** Start Data block **

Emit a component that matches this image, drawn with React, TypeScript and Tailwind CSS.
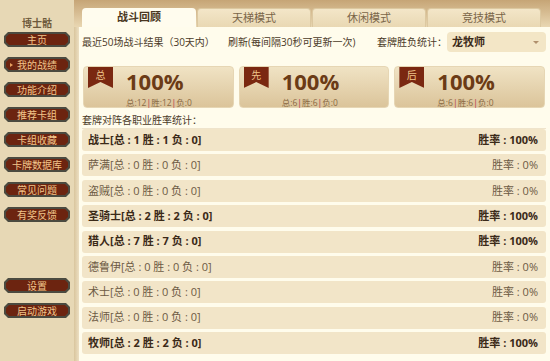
import React from "react";

const font = "font-['Open_Sans','Noto_Sans_CJK_SC',sans-serif]";

const navTop = ["主页", "我的战绩", "功能介绍", "推荐卡组", "卡组收藏", "卡牌数据库", "常见问题", "有奖反馈"];
const navBottom = ["设置", "启动游戏"];
const tabs = ["战斗回顾", "天梯模式", "休闲模式", "竞技模式"];

const stats = [
  { tag: "总", total: 12, win: 12, lose: 0 },
  { tag: "先", total: 6, win: 6, lose: 0 },
  { tag: "后", total: 6, win: 6, lose: 0 },
];

const classes = [
  { name: "战士", total: 1, win: 1, lose: 0, rate: "100%" },
  { name: "萨满", total: 0, win: 0, lose: 0, rate: "0%" },
  { name: "盗贼", total: 0, win: 0, lose: 0, rate: "0%" },
  { name: "圣骑士", total: 2, win: 2, lose: 0, rate: "100%" },
  { name: "猎人", total: 7, win: 7, lose: 0, rate: "100%" },
  { name: "德鲁伊", total: 0, win: 0, lose: 0, rate: "0%" },
  { name: "术士", total: 0, win: 0, lose: 0, rate: "0%" },
  { name: "法师", total: 0, win: 0, lose: 0, rate: "0%" },
  { name: "牧师", total: 2, win: 2, lose: 0, rate: "100%" },
];

const NavButton: React.FC<{ label: string; active?: boolean }> = ({ label, active }) => (
  <div className="w-[66px] h-[15px] bg-[#4b4a40] p-[2px] [clip-path:polygon(4px_0,calc(100%-4px)_0,100%_4px,100%_calc(100%-4px),calc(100%-4px)_100%,4px_100%,0_calc(100%-4px),0_4px)]">
    <div className="relative h-full bg-[#6c2410] flex items-center justify-center text-[10px] leading-none text-[#f2c58a] [clip-path:polygon(3px_0,calc(100%-3px)_0,100%_3px,100%_calc(100%-3px),calc(100%-3px)_100%,3px_100%,0_calc(100%-3px),0_3px)]">
      {active && <span className="absolute left-[4px] top-[4px] w-0 h-0 border-y-[2px] border-y-transparent border-l-[3px] border-l-[#e8a060]" />}
      {label}
    </div>
  </div>
);

const Sidebar: React.FC = () => (
  <div className="w-[74px] shrink-0 bg-[#e7d8b5] flex flex-col pl-[4px]">
    <div className="mt-[16px] w-[66px] h-[14px] text-center text-[10px] leading-[14px] font-bold text-[#6e5a3c]">博士骷</div>
    <div className="mt-[2px] flex flex-col gap-[10px]">
      {navTop.map((n) => (
        <NavButton key={n} label={n} active={n === "我的战绩"} />
      ))}
    </div>
    <div className="mt-[56px] flex flex-col gap-[10px]">
      {navBottom.map((n) => (
        <NavButton key={n} label={n} />
      ))}
    </div>
  </div>
);

const Ribbon: React.FC<{ tag: string }> = ({ tag }) => (
  <div className="w-[25px] h-[21px] shrink-0 bg-[#7a2811] flex justify-center pt-[2px] text-[10px] leading-[12px] text-[#f0c58a] [clip-path:polygon(0_0,100%_0,100%_100%,50%_72%,0_100%)]">
    {tag}
  </div>
);

const StatCard: React.FC<(typeof stats)[number]> = ({ tag, total, win, lose }) => (
  <div className="flex-1 h-[42px] rounded-[4px] bg-gradient-to-b from-[#f0e3c4] to-[#dbc49a] border border-[#e6d6b4] flex pl-[4px]">
    <Ribbon tag={tag} />
    <div className="ml-[13px] flex flex-col">
      <div className="mt-[3px] text-[22px] leading-[22px] font-bold text-[#6b3b16]">100%</div>
      <div className="mt-[6px] text-[8.5px] leading-[10px] whitespace-nowrap text-[#8a6a44]">
        总:{total}<span className="text-[#b0304a]">|</span>胜:{win}
        <span className="text-[#b0304a]">|</span>负:{lose}
      </div>
    </div>
  </div>
);

export default function App() {
  return (
    <div className={`w-[550px] h-[361px] overflow-hidden flex bg-[#e7d8b5] ${font}`}>
      <Sidebar />
      <div className="flex-1 flex flex-col min-w-0">
        <div className="h-[27px] shrink-0 bg-gradient-to-b from-[#c6a576] to-[#e9d7b2] flex items-end pl-[8px] gap-[1px]">
          {tabs.map((t, i) => (
            <div
              key={t}
              className={
                i === 0
                  ? "w-[114px] h-[19px] rounded-t-[4px] bg-[#fffcee] flex items-center justify-center text-[11px] font-bold text-[#4a3722]"
                  : "w-[114px] h-[19px] rounded-t-[4px] bg-gradient-to-b from-[#f3e6c8] to-[#e9d8b3] border border-b-0 border-[#dcc8a0] flex items-center justify-center text-[11px] text-[#7a6548]"
              }
            >
              {t}
            </div>
          ))}
        </div>
        <div className="flex-1 flex min-h-0">
          <div className="w-[5px] shrink-0 bg-gradient-to-r from-[#d9c59d] to-[#ecdfc2]" />
          <div className="flex-1 bg-[#fffcec] pl-[3px] pr-[4px] pt-[5px] flex flex-col">
            <div className="h-[20px] flex items-center text-[10px] whitespace-nowrap text-[#4b3a28]">
              <span className="w-[146px]">最近50场战斗结果（30天内）</span>
              <span className="w-[149px]">刷新(每间隔30秒可更新一次)</span>
              <span className="w-[70px]">套牌胜负统计：</span>
              <div className="w-[99px] h-[20px] rounded-[4px] bg-[#f3e6c6] flex items-center justify-between pl-[5px] pr-[7px]">
                <span className="font-bold text-[11px] text-[#3b2a18]">龙牧师</span>
                <span className="w-0 h-0 border-x-[3px] border-x-transparent border-t-[3px] border-t-[#b0906c]" />
              </div>
            </div>
            <div className="mt-[14px] flex gap-[5px] pl-[1px] pr-[1px]">
              {stats.map((s) => (
                <StatCard key={s.tag} {...s} />
              ))}
            </div>
            <div className="mt-[5px] h-[15px] leading-[15px] text-[10px] text-[#4b3a28]">套牌对阵各职业胜率统计：</div>
            <div className="border-t border-[#efe4cc] flex flex-col gap-[3.4px]">
              {classes.map((c) => {
                const strong = c.total > 0;
                return (
                  <div
                    key={c.name}
                    className={`h-[22px] shrink-0 rounded-[3px] bg-[#f2e5c8] flex items-center justify-between pl-[6px] pr-[8px] text-[11px] ${
                      strong ? "font-bold text-[#3b2a18]" : "text-[#6d5a44]"
                    }`}
                  >
                    <span>
                      {c.name}[总 : {c.total} 胜 : {c.win} 负 : {c.lose}]
                    </span>
                    <span>胜率 : {c.rate}</span>
                  </div>
                );
              })}
            </div>
          </div>
        </div>
      </div>
    </div>
  );
}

** End Data block **

Look through the lines above and collect those with the word "React".

Emit a component that matches this image, drawn with React, TypeScript and Tailwind CSS.
import React from "react";
const NavButton: React.FC<{ label: string; active?: boolean }> = ({ label, active }) => (
const Sidebar: React.FC = () => (
const Ribbon: React.FC<{ tag: string }> = ({ tag }) => (
const StatCard: React.FC<(typeof stats)[number]> = ({ tag, total, win, lose }) => (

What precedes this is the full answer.